/ 17 September 1999

Cramped and crimped

Ivor Powell

THE MIRROR by Lynn Freed (Flamingo)

Reading South African-born novelist Lynn Freed’s new book, The Mirror, led this reviewer inexorably to a single overwhelming question. And that question is: So what?

A fictional autobiography, The Mirror has as its heroine a young Englishwoman called Agnes la Grange. When the book opens, around the beginning of the 1920s, Agnes has recently arrived in Durban to work as a housemaid (and, though this is probably not part of the official contract, part-time concubine) in a Jewish household after an orphaned childhood in England.

Our Agnes – who in the early part of the novel bears a passing resemblance to Moll Flanders – is both resourceful and ambitious, however, and she succeeds in transcending such unpromising beginnings and reinventing herself again and again. She turns an unwanted pregnancy to her financial advantage. She buys first a small hotel, then a somewhat larger one, and gradually, as she overcomes setbacks and reverses, establishes herself as a lady of substance in or at least on the fringes of Durban society.

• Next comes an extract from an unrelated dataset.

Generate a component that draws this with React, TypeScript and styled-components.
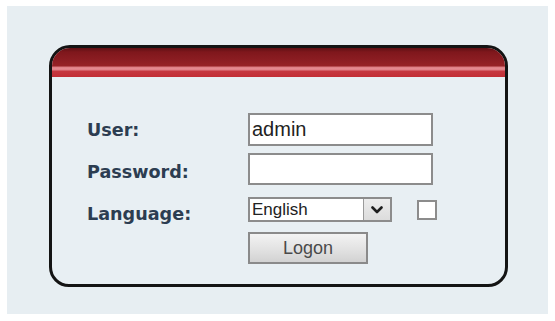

Meanwhile, with her own destiny crisscrossing that of the Jewish family she came out to serve, she has various affairs; she enters into various partnerships (alternately well- and ill- advised); she kind of brings up a daughter; she extricates herself from a deadening marriage; she nurtures the odd resentment and schemes the odd scheme; she does a bit of this and a bit of that – and then nearly 200 pages later, the book is finally, mercifully, but somewhat bewilderingly, over.

No doubt Freed was deliberate in the low-key, almost diaristic style in which the novel is cast, as much as in the deadpan, almost documentary way in which the narrative piles up. It’s meant to be the kind of unsentimentalised story that tells itself and makes its own quasifeminist points about the survival of the soul and the hypocrisies of society.

All well and good. The problem is that that such devices only work when the narrative engages and when the character being explored is one we are led to care about. In this case it doesn’t and I didn’t. There were no real truths or epiphanies to be gleaned from the experiences of the heroine.

Perhaps the curiously disengaging quality of the book is best indicated by pointing to the fact that the novel traces some 50 years or so of South African history without registering or resisting or even commenting upon the broader patterns of that history at all. Towards the end of the book Agnes is entrusted with a coloured boy by the man who comes closest, in the story, to the love of her life. Unsentimentally as ever, she puts him to work with a bucket and broom in her hotel.

It’s a true and believable response by a white South African, no question about that. But the way it is told is without any sense of irony or distance. Without wanting to say that every book about South Africa has to embrace a political theme, there is a real problem here: Freed succeeds in entering into the cramped and crimped experience of her protagonist, without succeeding in illuminating it at all.